I'm probably somewhere between 12 and 13 years old in this photo.

 

By then I had built my own puppet and made my own theatre.  

Mum and I went shopping at Debenhams in Canterbury with my Christmas money for the fabric, and a friend of hers sewed the Theatre cover and the scalloped pelmet.

Back then, as now, I've been encouraged and helped every step of the way by my wonderful family.  Dad got a bloke he worked with at the Amusement Arcades to paint my Proscenium.  

His name was Les Nottle. I only recently discovered that Les was not only a signwriter : he was also a punch man. 

It's safe to say that my puppet making has improved since a was a little child.

 

They get better every year.

And I still love the whole process of making puppets.

 

Over the years I have done a few shows at the seaside (Proms and Piers). Just not actually on the pebbles or sand.

 

I think it's too much hard work to get all the gear onto the actual beach.

I leave that valiant effort to others.  Beach-work is very arduous work.

Next time you see a show actually on a beach please leave a very generous tip in the collecting box!

 

 

 

Sadly I've never performed on the Prom or Pier of my home town of Herne Bay - well not yet !

 

There have only been a few years of my adult life when I wasn't actively performing a Punch show - My years at Drama School in Bristol, and my first couple of years being a young actor.

 

Even so, in a bizarre twist I walked past this glorious ROSELIA  Proscenium and puppets several times a day in my first theatre job.

They were on display in the museum section of Polka Children's Theatre. I loved staring at it.  It was like Mr. Punch wouldn't loosen his grip on me.

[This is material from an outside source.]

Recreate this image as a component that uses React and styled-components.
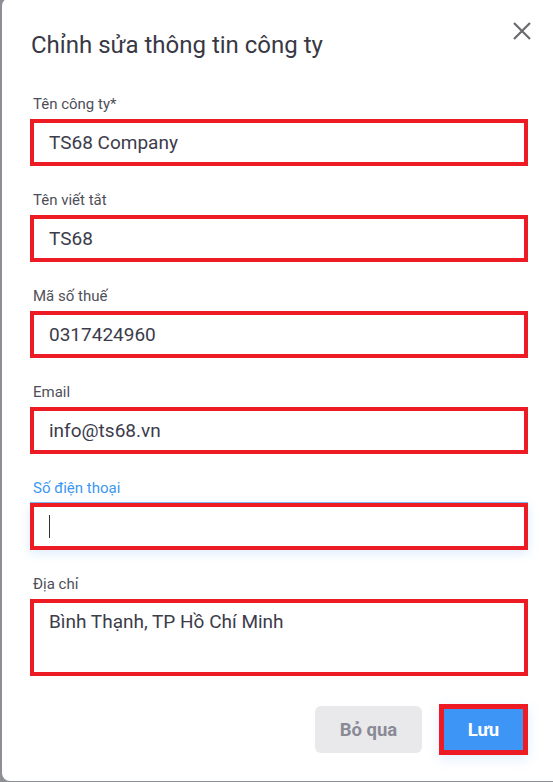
import React from "react"
import styled, { createGlobalStyle } from "styled-components"

const GlobalStyle = createGlobalStyle`
  html, body {
    margin: 0;
    padding: 0;
    background: #ffffff;
    overflow: hidden;
  }
  body {
    font-family: Roboto, "Noto Sans", "Liberation Sans", sans-serif;
  }
`

const Overlay = styled.div`
  box-sizing: border-box;
  width: 100vw;
  height: 100vh;
  padding-left: 2px;
  background: #8e8e95;
  overflow: hidden;
`

const Dialog = styled.div`
  position: relative;
  box-sizing: border-box;
  margin-top: -2px;
  width: calc(100% + 10px);
  height: calc(100% + 1px);
  background: #ffffff;
  border-radius: 8px;
  padding: 31px 0 0 28px;
  display: flex;
  flex-direction: column;
`

const Title = styled.h2`
  margin: 0;
  font-size: 24px;
  line-height: 33px;
  font-weight: 400;
  color: #383845;
  padding-left: 1px;
`

const CloseButton = styled.button`
  position: absolute;
  top: 22px;
  left: 509px;
  width: 22px;
  height: 22px;
  padding: 0;
  border: none;
  background: none;
  cursor: pointer;
  display: flex;
  align-items: center;
  justify-content: center;
`

const Form = styled.form`
  margin-top: 32px;
  display: flex;
  flex-direction: column;
  gap: 24px;
`

const Field = styled.div`
  display: flex;
  flex-direction: column;
  gap: 5px;
`

const Label = styled.label`
  font-size: 15px;
  line-height: 20px;
  padding-left: 3px;
  color: ${(p) => (p.$focused ? "#3b97f2" : "#4f4f58")};
`

const Input = styled.input`
  box-sizing: border-box;
  width: 498px;
  height: 47px;
  border: 4px solid #ed1c24;
  padding: 0 15px;
  font-family: inherit;
  font-size: 19px;
  color: #3c3c4b;
  background: #fff;
  outline: none;
`

const Caret = styled.span`
  display: inline-block;
  width: 1px;
  height: 23px;
  background: #333;
`

const FakeInput = styled.div`
  box-sizing: border-box;
  width: 498px;
  height: 47px;
  border: 4px solid #ed1c24;
  padding: 0 15px;
  display: flex;
  align-items: center;
  background: #fff;
  box-shadow: 0 -1px 0 #7fb6f0, 0 3px 10px rgba(61, 149, 245, 0.18);
`

const TextArea = styled.textarea`
  box-sizing: border-box;
  width: 498px;
  height: 77px;
  border: 4px solid #ed1c24;
  padding: 7px 15px;
  font-family: inherit;
  font-size: 19px;
  line-height: 24px;
  color: #3c3c4b;
  resize: none;
  outline: none;
`

const Footer = styled.div`
  margin-top: 28px;
  width: 498px;
  display: flex;
  justify-content: flex-end;
  align-items: center;
  gap: 17px;
`

const Button = styled.button`
  box-sizing: border-box;
  border-radius: 6px;
  font-family: inherit;
  font-size: 18.5px;
  font-weight: 700;
  cursor: pointer;
  ${(p) =>
    p.$primary
      ? `
    width: 89px;
    height: 51px;
    background: #3d95f5;
    color: #ffffff;
    border: 5px solid #ed1c24;
    border-radius: 0;
    box-shadow: 0 4px 12px rgba(61, 149, 245, 0.15);
  `
      : `
    width: 107px;
    height: 47px;
    background: #e9e9ec;
    color: #8a8a96;
    border: none;
  `}
`

const fields = [
  { label: "Tên công ty*", value: "TS68 Company" },
  { label: "Tên viết tắt", value: "TS68" },
  { label: "Mã số thuế", value: "0317424960" },
  { label: "Email", value: "info@ts68.vn" },
]

export default function App() {
  return (
    <>
      <GlobalStyle />
      <Overlay>
        <Dialog>
          <Title>Chỉnh sửa thông tin công ty</Title>
          <CloseButton type="button" aria-label="Đóng">
            <svg width="20" height="20" viewBox="0 0 20 20">
              <path d="M2 2L18 18M18 2L2 18" stroke="#6a6a6e" strokeWidth="2.2" />
            </svg>
          </CloseButton>
          <Form onSubmit={(e) => e.preventDefault()}>
            {fields.map((f) => (
              <Field key={f.label}>
                <Label>{f.label}</Label>
                <Input defaultValue={f.value} />
              </Field>
            ))}
            <Field>
              <Label $focused>Số điện thoại</Label>
              <FakeInput>
                <Caret />
              </FakeInput>
            </Field>
            <Field>
              <Label>Địa chỉ</Label>
              <TextArea defaultValue="Bình Thạnh, TP Hồ Chí Minh" />
            </Field>
          </Form>
          <Footer>
            <Button type="button">Bỏ qua</Button>
            <Button type="button" $primary>
              Lưu
            </Button>
          </Footer>
        </Dialog>
      </Overlay>
    </>
  )
}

Just a few years ago my good friend and fellow 'Clubster' Chris Drewitt built himself this glorious reproduction Roselia Proscenium.

 

And this is the great, great grandson of that very same Roselia.

 

Sadly he didn't come up and say 'Hello' at the Heights of Abraham until after I had taken my own Prosecenium off for the night.

 

Performing Punch remains a true joy. Making people happy through laughter, and creating memories that whole families share together is a huge privilege.